**What you need to do:** Return all lines where the word "Tailwind" can be found.

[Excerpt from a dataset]
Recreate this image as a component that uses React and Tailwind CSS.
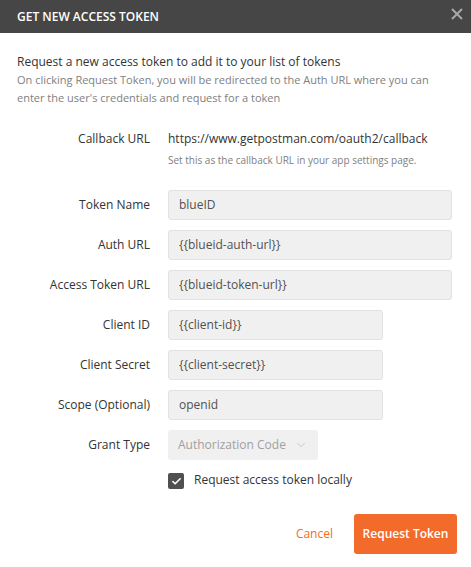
import { Check, ChevronDown } from "lucide-react";

const fields = [
  { label: "Token Name", value: "blueID", wide: true },
  { label: "Auth URL", value: "{{blueid-auth-url}}", wide: true },
  { label: "Access Token URL", value: "{{blueid-token-url}}", wide: true },
  { label: "Client ID", value: "{{client-id}}" },
  { label: "Client Secret", value: "{{client-secret}}" },
  { label: "Scope (Optional)", value: "openid" },
];

function Row({ label, children, className = "" }) {
  return (
    <div className={`flex items-center gap-[18px] ${className}`}>
      <div className="w-[150px] shrink-0 text-right text-[12px] leading-[18px] text-[#333]">{label}</div>
      {children}
    </div>
  );
}

export default function App() {
  return (
    <div className="w-[471px] h-[567px] bg-white font-['Open_Sans',sans-serif] text-[#333]">
      <div className="h-[33px] bg-[#464646] flex items-center justify-between pl-[17px] pr-[8px]">
        <h1 className="text-[12px] font-semibold text-white">GET NEW ACCESS TOKEN</h1>
        <svg width="12" height="12" viewBox="0 0 12 12" className="-mt-[5px]">
          <path d="M1 1 L11 11 M11 1 L1 11" stroke="#a8a8a8" strokeWidth="2" />
        </svg>
      </div>

      <div className="px-[17px] pt-[20px]">
        <p className="text-[12px] leading-[18px] text-[#333]">Request a new access token to add it to your list of tokens</p>
        <p className="text-[11px] leading-[18px] text-[#808080]">
          On clicking Request Token, you will be redirected to the Auth URL where you can enter the user's credentials and request for a token
        </p>
      </div>

      <div className="pt-[23px] pr-[19px]">
        <Row label="Callback URL" className="!items-start">
          <div>
            <div className="text-[12px] leading-[18px] text-[#333]">https://www.getpostman.com/oauth2/callback</div>
            <div className="mt-[5px] text-[10px] leading-[14px] text-[#808080]">Set this as the callback URL in your app settings page.</div>
          </div>
        </Row>

        <div className="mt-[23px] flex flex-col gap-[10px]">
          {fields.map((f) => (
            <Row key={f.label} label={f.label}>
              <div
                className={`h-[30px] ${f.wide ? "flex-1" : "w-[215px]"} rounded-[3px] border border-[#e2e2e2] bg-[#f0f0f0] px-[10px] flex items-center text-[12px] text-[#505050]`}
              >
                {f.value}
              </div>
            </Row>
          ))}
          <Row label="Grant Type">
            <div className="h-[30px] w-[150px] rounded-[3px] bg-[#f0f0f0] pl-[10px] pr-[10px] flex items-center justify-between text-[12px] text-[#a0a0a0]">
              <span>Authorization Code</span>
              <ChevronDown className="w-[14px] h-[14px] text-[#c0c0c0]" strokeWidth={1.5} />
            </div>
          </Row>
        </div>

        <div className="mt-[13px] ml-[168px] flex items-center gap-[10px]">
          <div className="w-[16px] h-[16px] rounded-[2px] bg-[#505050] flex items-center justify-center">
            <Check className="w-[11px] h-[11px] text-white" strokeWidth={3.5} />
          </div>
          <span className="-mt-[3px] text-[12px] leading-[16px] text-[#333]">Request access token locally</span>
        </div>

        <div className="mt-[25px] flex items-center justify-end gap-[21px]">
          <button className="text-[12px] text-[#f26b2a]">Cancel</button>
          <button className="h-[40px] w-[103px] rounded-[3px] bg-[#f26b2a] text-[12px] font-semibold text-white -mr-[5px]">
            Request Token
          </button>
        </div>
      </div>
    </div>
  );
}
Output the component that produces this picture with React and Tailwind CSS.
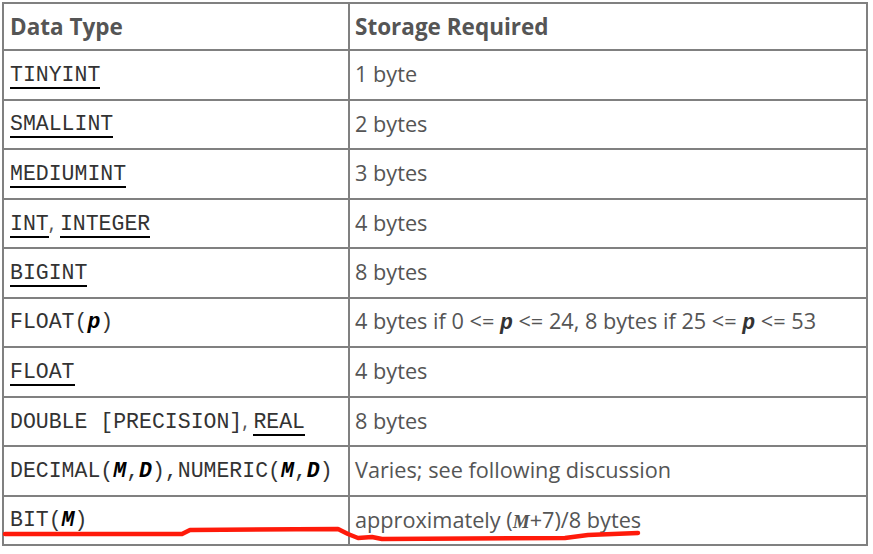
import React from "react";

const monoFont = "font-['Courier_New','Nimbus_Mono_PS','FreeMono','Liberation_Mono',monospace]";
const mono = monoFont + " text-[21.5px] text-[#333]";

const Link = ({ children }) => (
  <span className="inline-block border-b-2 border-black leading-[24px]">{children}</span>
);

const Arg = ({ children }) => <b className="italic font-bold text-black">{children}</b>;

const Sep = ({ children }) => (
  <span className="font-['Open_Sans',sans-serif] text-[21.5px] text-[#555]">{children}</span>
);

const rows = [
  { type: <Link>TINYINT</Link>, size: "1 byte" },
  { type: <Link>SMALLINT</Link>, size: "2 bytes" },
  { type: <Link>MEDIUMINT</Link>, size: "3 bytes" },
  {
    type: (
      <>
        <Link>INT</Link>
        <Sep>, </Sep>
        <Link>INTEGER</Link>
      </>
    ),
    size: "4 bytes",
  },
  { type: <Link>BIGINT</Link>, size: "8 bytes" },
  {
    type: (
      <>
        FLOAT(<Arg>p</Arg>)
      </>
    ),
    size: (
      <>
        4 bytes if 0 &lt;= <span className={mono + " font-bold italic"}>p</span> &lt;= 24, 8 bytes if 25 &lt;={" "}
        <span className={mono + " font-bold italic"}>p</span> &lt;= 53
      </>
    ),
  },
  { type: <Link>FLOAT</Link>, size: "4 bytes" },
  {
    type: (
      <>
        DOUBLE [PRECISION]
        <Sep>, </Sep>
        <Link>REAL</Link>
      </>
    ),
    size: "8 bytes",
  },
  {
    type: (
      <>
        DECIMAL(<Arg>M</Arg>,<Arg>D</Arg>),NUMERIC(<Arg>M</Arg>,<Arg>D</Arg>)
      </>
    ),
    size: "Varies; see following discussion",
  },
  {
    type: (
      <>
        BIT(<Arg>M</Arg>)
      </>
    ),
    size: (
      <>
        approximately (<span className="font-['Liberation_Serif',serif] font-bold italic text-[19px]">M</span>+7)/8 bytes
      </>
    ),
  },
];

export default function App() {
  return (
    <div className="relative w-[873px] h-[554px] bg-white pl-[2px] pt-[2px]">
      <table className="table-fixed w-[866px] border-collapse border-2 border-[#808080] font-['Open_Sans',sans-serif] text-[#555]">
        <colgroup>
          <col className="w-[346px]" />
          <col />
        </colgroup>
        <thead>
          <tr className="h-[47px]">
            <th className="border-2 border-[#808080] px-[6px] text-left text-[22.5px] font-bold">Data Type</th>
            <th className="border-2 border-[#808080] px-[5px] text-left text-[22.5px] font-bold">Storage Required</th>
          </tr>
        </thead>
        <tbody>
          {rows.map((r, i) => (
            <tr key={i} className="h-[49.5px]">
              <td className={"border-2 border-[#808080] px-[6px] whitespace-nowrap " + mono}>{r.type}</td>
              <td className="border-2 border-[#808080] px-[5px] text-[21.7px] whitespace-nowrap">{r.size}</td>
            </tr>
          ))}
        </tbody>
      </table>
      <svg className="absolute left-0 top-0 pointer-events-none" width="873" height="554" viewBox="0 0 873 554">
        <path
          d="M5 534 L182 534 L190 530 L338 529 L348 534 L358 538 L372 537 L382 539 L565 538 L588 535 L638 533"
          fill="none"
          stroke="#ff1a0a"
          strokeWidth="4.5"
          strokeLinecap="round"
          strokeLinejoin="round"
        />
      </svg>
    </div>
  );
}
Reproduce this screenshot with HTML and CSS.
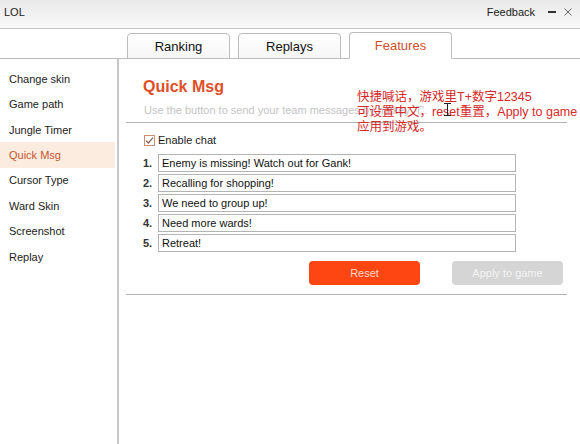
FILE: index.html
```html
<!DOCTYPE html>
<html lang="en">
<head>
    <meta charset="UTF-8">
    <meta name="viewport" content="width=device-width, initial-scale=1.0">
    <title>LOL</title>
    <link rel="stylesheet" href="styles.css">
</head>
<body>

    <div class="window">
        <!-- Title Bar -->
        <div class="titlebar">
            <span class="app-name">LOL</span>
            <div class="title-actions">
                <span class="feedback">Feedback</span>
                <span class="win-btn minimize"></span>
                <svg class="win-btn close" width="8" height="8" viewBox="0 0 8 8">
                    <path d="M0.5 0.5 L7.5 7.5 M7.5 0.5 L0.5 7.5" stroke="#666" stroke-width="1"/>
                </svg>
            </div>
        </div>

        <!-- Tabs -->
        <div class="tabbar">
            <div class="tab">Ranking</div>
            <div class="tab">Replays</div>
            <div class="tab active">Features</div>
        </div>

        <div class="main">
            <ul class="sidebar">
                <li>Change skin</li>
                <li>Game path</li>
                <li>Jungle Timer</li>
                <li class="active">Quick Msg</li>
                <li>Cursor Type</li>
                <li>Ward Skin</li>
                <li>Screenshot</li>
                <li>Replay</li>
            </ul>

            <div class="content">
                <h1 class="panel-title">Quick Msg</h1>
                <p class="panel-desc">Use the button to send your team messages by hotkey 'T'.</p>
                <div class="divider"></div>

                <label class="check-row">
                    <span class="checkbox">
                        <svg width="9" height="9" viewBox="0 0 9 9"><path d="M1 4.6 L3.4 7 L8 1.6" fill="none" stroke="#8a5a48" stroke-width="1.2"/></svg>
                    </span>
                    Enable chat
                </label>

                <ol class="msg-list">
                    <li><span class="num">1.</span><input class="msg-input" type="text" value="Enemy is missing! Watch out for Gank!"></li>
                    <li><span class="num">2.</span><input class="msg-input" type="text" value="Recalling for shopping!"></li>
                    <li><span class="num">3.</span><input class="msg-input" type="text" value="We need to group up!"></li>
                    <li><span class="num">4.</span><input class="msg-input" type="text" value="Need more wards!"></li>
                    <li><span class="num">5.</span><input class="msg-input" type="text" value="Retreat!"></li>
                </ol>

                <div class="actions">
                    <button class="btn btn-reset">Reset</button>
                    <button class="btn btn-apply" disabled>Apply to game</button>
                </div>
                <div class="divider"></div>
            </div>
        </div>

        <!-- Note written over the panel -->
        <div class="note">
            快捷喊话，游戏里T+数字12345<br>
            可设置中文，reset重置，Apply to game<br>
            应用到游戏。
        </div>
        <svg class="ibeam" width="9" height="13" viewBox="0 0 9 13">
            <path d="M1 0.5 H8 M4.5 0.5 V12.5 M1 12.5 H8" fill="none" stroke="#222" stroke-width="1"/>
        </svg>
    </div>

</body>
</html>
```

FILE: styles.css
```css
* {
    box-sizing: border-box;
}

body {
    margin: 0;
    background-color: #ffffff;
    font-family: "Liberation Sans", Arial, sans-serif;
    font-size: 11px;
    color: #1a1a1a;
}

.window {
    position: relative;
    width: 580px;
    height: 444px;
    overflow: hidden;
    display: flex;
    flex-direction: column;
}

/* Title Bar */
.titlebar {
    height: 29px;
    flex-shrink: 0;
    display: flex;
    justify-content: space-between;
    align-items: center;
    padding: 0 8px 4px 4px;
    background: linear-gradient(#e9e9e9, #f9f9f9);
    border-bottom: 1px solid #c6c6c6;
}

.app-name {
    font-size: 11px;
    color: #222;
}

.title-actions {
    display: flex;
    align-items: center;
}

.feedback {
    font-size: 11px;
    color: #222;
    margin-right: 13px;
}

.win-btn.minimize {
    width: 8px;
    height: 2px;
    background-color: #333;
    margin-right: 8px;
}

/* Tabs */
.tabbar {
    height: 30px;
    flex-shrink: 0;
    display: flex;
    align-items: flex-end;
    gap: 8px;
    padding-left: 127px;
    border-bottom: 1px solid #bcbcbc;
}

.tab {
    width: 103px;
    height: 26px;
    margin-bottom: -1px;
    display: flex;
    justify-content: center;
    align-items: center;
    font-size: 13px;
    color: #111;
    background: linear-gradient(#ffffff, #f6f6f6);
    border: 1px solid #bcbcbc;
    border-radius: 4px 4px 0 0;
}

.tab.active {
    height: 27px;
    color: #cf4f2c;
    background: #ffffff;
    border-bottom-color: #ffffff;
}

/* Layout */
.main {
    flex: 1;
    display: flex;
}

/* Sidebar */
.sidebar {
    list-style: none;
    margin: 0;
    padding: 7px 0 0;
    width: 119px;
    flex-shrink: 0;
    border-right: 2px solid #c8c8c8;
}

.sidebar li {
    height: 25.45px;
    display: flex;
    align-items: center;
    padding-left: 9px;
    margin-right: 2px;
    font-size: 11px;
    color: #222;
}

.sidebar li.active {
    background-color: #fcebdf;
    color: #c2562f;
}

/* Content Panel */
.content {
    flex: 1;
    padding-top: 19px;
}

.panel-title {
    margin: 0 0 0 24px;
    font-size: 16px;
    line-height: 18px;
    font-weight: bold;
    color: #df4f27;
}

.panel-desc {
    margin: 8px 0 0 25px;
    line-height: 13px;
    font-size: 11px;
    color: #c4c4c4;
}

.divider {
    height: 1px;
    margin: 5px 13px 0 7px;
    background-color: #b3b3b3;
}

.check-row {
    display: flex;
    align-items: center;
    margin: 11px 0 0 25px;
    height: 12px;
    font-size: 11px;
    color: #1a1a1a;
}

.checkbox {
    width: 11px;
    height: 11px;
    margin-right: 3px;
    display: flex;
    justify-content: center;
    align-items: center;
    border: 1px solid #cf8f74;
    background-color: #fff;
}

.msg-list {
    list-style: none;
    margin: 8px 0 0;
    padding: 0 0 0 24px;
    display: flex;
    flex-direction: column;
    gap: 2px;
}

.msg-list li {
    display: flex;
    align-items: center;
    height: 18px;
}

.num {
    width: 15px;
    font-size: 11px;
    font-weight: bold;
    color: #333;
}

.msg-input {
    width: 358px;
    height: 18px;
    padding: 0 3px;
    border: 1px solid #b4b4b4;
    font-family: "Liberation Sans", Arial, sans-serif;
    font-size: 11px;
    color: #111;
    background-color: #fff;
    outline: none;
}

.actions {
    display: flex;
    gap: 32px;
    margin: 9px 0 0 190px;
}

.btn {
    width: 111px;
    height: 24px;
    border: none;
    border-radius: 4px;
    font-family: "Liberation Sans", Arial, sans-serif;
    font-size: 11px;
}

.btn-reset {
    background-color: #fd4612;
    color: #ffd9cc;
}

.btn-apply {
    background-color: #d5d5d5;
    color: #f3f3f3;
}

.actions + .divider {
    margin-top: 9px;
}

/* Red note over the panel */
.note {
    position: absolute;
    left: 357px;
    top: 90px;
    font-family: "Liberation Sans", "Noto Sans CJK SC", sans-serif;
    font-size: 12.5px;
    line-height: 15px;
    color: #d42a2a;
}

.ibeam {
    position: absolute;
    left: 443px;
    top: 103px;
}
```
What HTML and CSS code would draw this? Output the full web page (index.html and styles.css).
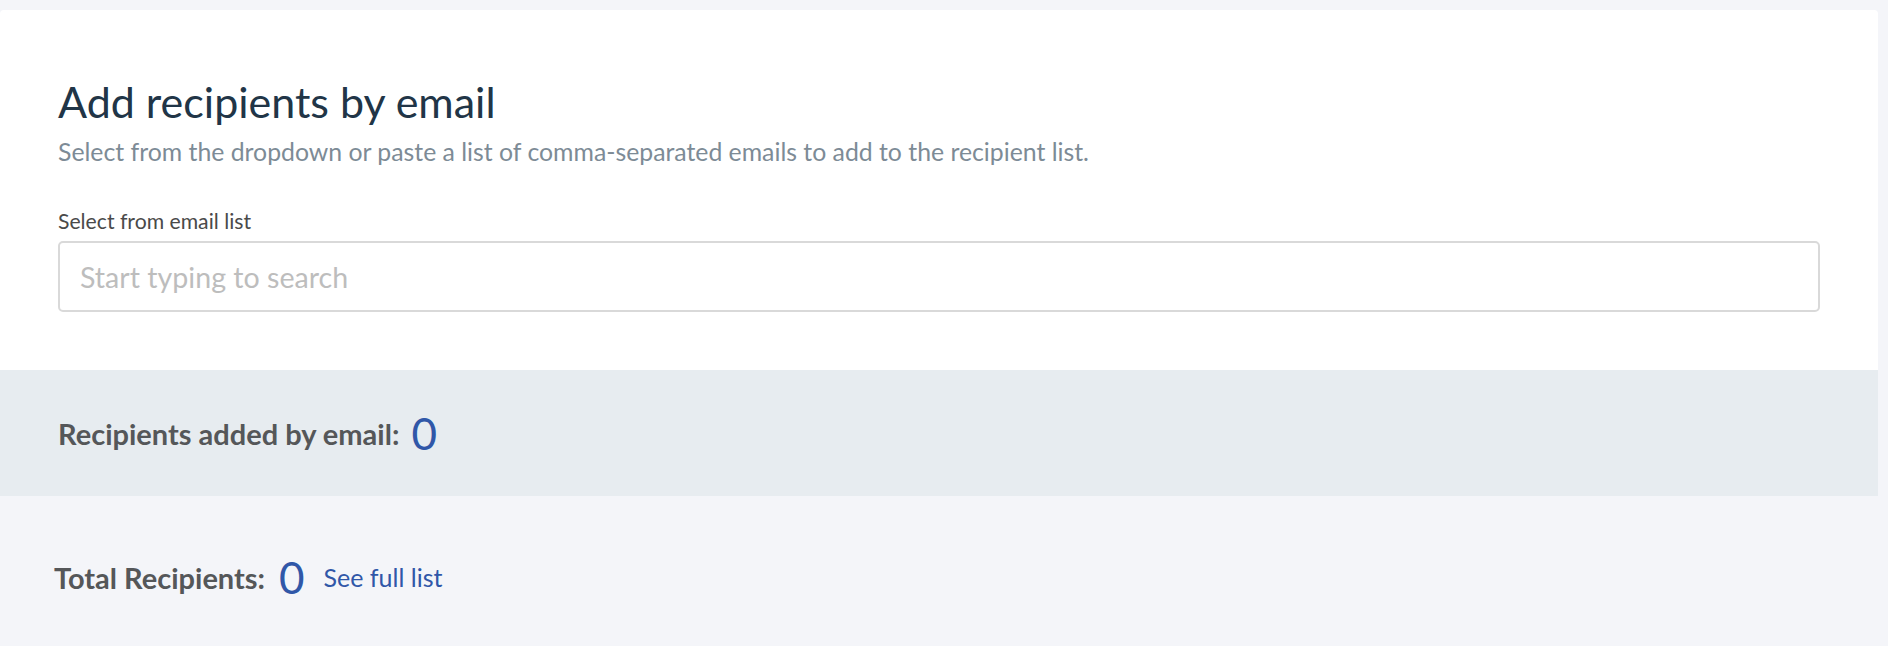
FILE: index.html
```html
<!DOCTYPE html>
<html lang="en">
<head>
<meta charset="utf-8">
<title>Add recipients by email</title>
<link rel="stylesheet" href="styles.css">
</head>
<body>
<main class="page">
  <section class="card">
    <h1 class="title">Add recipients by email</h1>
    <p class="subtitle">Select from the dropdown or paste a list of comma-separated emails to add to the recipient list.</p>
    <label class="field-label" for="email-search">Select from email list</label>
    <input class="search" id="email-search" type="text" placeholder="Start typing to search">
  </section>
  <section class="added">
    <span class="stat-label">Recipients added by email:</span>
    <span class="stat-value">0</span>
  </section>
  <section class="total">
    <span class="stat-label">Total Recipients:</span>
    <span class="stat-value">0</span>
    <a class="see-all" href="#">See full list</a>
  </section>
</main>
</body>
</html>
```

FILE: styles.css
```css
html, body {
  margin: 0;
  padding: 0;
  background: #f4f5f9;
  font-family: Lato, "Open Sans", "Liberation Sans", sans-serif;
}

.page {
  width: 1878px;
  padding-top: 10px;
}

.card {
  background: #ffffff;
  border-radius: 4px 4px 0 0;
  padding: 67px 58px 58px 58px;
  display: flex;
  flex-direction: column;
}

.title {
  margin: 0;
  font-size: 43px;
  line-height: 50px;
  font-weight: 400;
  color: #213547;
}

.subtitle {
  margin: 10px 0 0 0;
  font-size: 24.8px;
  line-height: 30px;
  color: #7d8b96;
}

.field-label {
  margin-top: 40px;
  font-size: 21.2px;
  line-height: 28px;
  color: #4a4a4a;
}

.search {
  margin-top: 6px;
  box-sizing: border-box;
  height: 71px;
  width: 100%;
  border: 2px solid #d9d9d9;
  border-radius: 5px;
  padding: 0 20px;
  font-family: inherit;
  font-size: 28.6px;
  color: #333;
  outline: none;
}

.search::placeholder {
  color: #bdbdbd;
}

.added {
  background: #e7ecf0;
  height: 126px;
  box-sizing: border-box;
  padding: 0 58px;
  display: flex;
  align-items: center;
  gap: 12px;
}

.total {
  height: 150px;
  box-sizing: border-box;
  padding: 12px 54px 0 54px;
  display: flex;
  align-items: center;
  gap: 14px;
}

.stat-label {
  font-size: 29px;
  font-weight: 700;
  color: #555759;
}

.stat-value {
  font-size: 44px;
  line-height: 50px;
  color: #3057a8;
}

.see-all {
  margin-left: 5px;
  font-size: 25px;
  color: #3057a8;
  text-decoration: none;
}
```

**Reply to the exercise:**
Recreate this image as a component that uses React and Tailwind CSS.
Output the component that produces this picture with React and Tailwind CSS.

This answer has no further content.